Cultural historian Cecil Fergerson, another respected African-American leader whose portrait graces the front of the center in a mural painted by Richard Wyatt, agreed that nobody could fill Outterbridge’s shoes, but called it “really fitting” that the mantle should be passed on to Middlebrook, who started his career in 1973 at Outterbridge’s Compton-based Communicative Arts Academy, then moved with Outterbridge to Watts Towers in 1978.
“Willie will do fine; he’s a protege of ours,” Fergerson said proudly. “He trained right there in the Watts Towers, and is really a credit to (the center) as a person that the community turned out that went on in the arts. If it wouldn’t have been for people like Willie, the program wouldn’t have gone on.
“And Willie’s got good ideas, new ideas,” Fergerson added, “some of which he might have wanted to do all along. Sometimes you don’t want to tell the master what to do--you gotta wait your chance.”
Now that it’s his job to direct the center’s future, Middlebrook does indeed have some ideas of his own. Foremost, he’d like to broaden the center’s base, appealing more directly to the area’s now-predominantly Latino community, and use the exhibitions program to bring more understanding between African- and Korean-Americans.
“There’s these attitudes about the Korean community here, and we’ve never really taken the time . . . to sit down and talk about it,” said Middlebrook, who last year participated in several post-riot exhibitions including Santa Monica Museum of Art’s “Breaking Barriers,” “Bridging the Differences: Works by African-American Artists” at the Korean Cultural Center, and Highways’ “Barefoot in the Embers,” in which he did a collaborative installation with Korean-American artist Ji Young Oh.
“We’re perceived as a black center because we’re an older community here, and we’re more vocal. But I want this to be a community center,” he said. “I don’t want to take it away from the people that built this center, but I want it to be open to everybody. I want to present a lot of different attitudes and ideas, a lot of folks’ ideas--black folks, Latino folks, Korean folks, white folks.”
Middlebrook’s other goals--which all must be accomplished within his less-than-$200,000 annual budget--include fostering more direct artist involvement with the center, expanding the gallery’s programs to feature changing exhibitions every six weeks, and starting a nonprofit support group for the center. And he will continue the annual jazz and drum festivals and a “Visiting Schools” program that brings in 15 to 20 groups each month.

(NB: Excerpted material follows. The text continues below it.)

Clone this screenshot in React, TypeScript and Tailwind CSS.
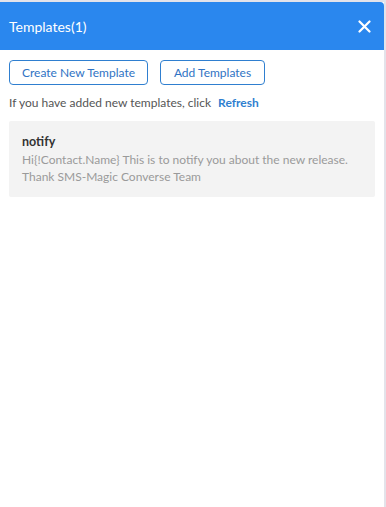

Middlebrook, who recently received his second National Endowment for the Arts fellowship for his photographic portraits of the black community and whose work is currently on view in a two-person exhibition at Pierce College Art Gallery, admitted that his new job would cut into his artmaking, but vowed that it wouldn’t halt it.
“There’s no way for me to stop doing my art, period,” said Middlebrook, who is collaborating with mentor Outterbridge and artist Stanley Wilson on a Green Line Metro Rail station. “I know that being an art center director is not the kind of job where you can go in 9-to-5 and then go home. It’s the kind of job that you have to give 100% of your time. But I’m sort of hyper and I like being involved in a lot of things. . . . In the last few years, so many people are interested in seeing my work, and I’m hoping that if that keeps going on, it will open more doors for black photography. That’s important for me, because there really aren’t a lot of outlets for images of black folks.”
Middlebrook’s concerns are currently reflected at Syracuse University’s Light Work gallery in a series called “Black Male Love Song.”
“I felt a need to show black men in America,” Middlebrook said. “We’re not shown in a positive light. I’m a black man in America--a large, dark, black man with dreads--and I’ve never robbed, beaten or stolen. I have a wife, the same wife, five children (ages 6 to 16) . . . I’ve never been to jail, and if you put drugs in front of me I probably wouldn’t know what to do with them. And I know a lot of black folk like me. These are the kinds of images that need to be seen.”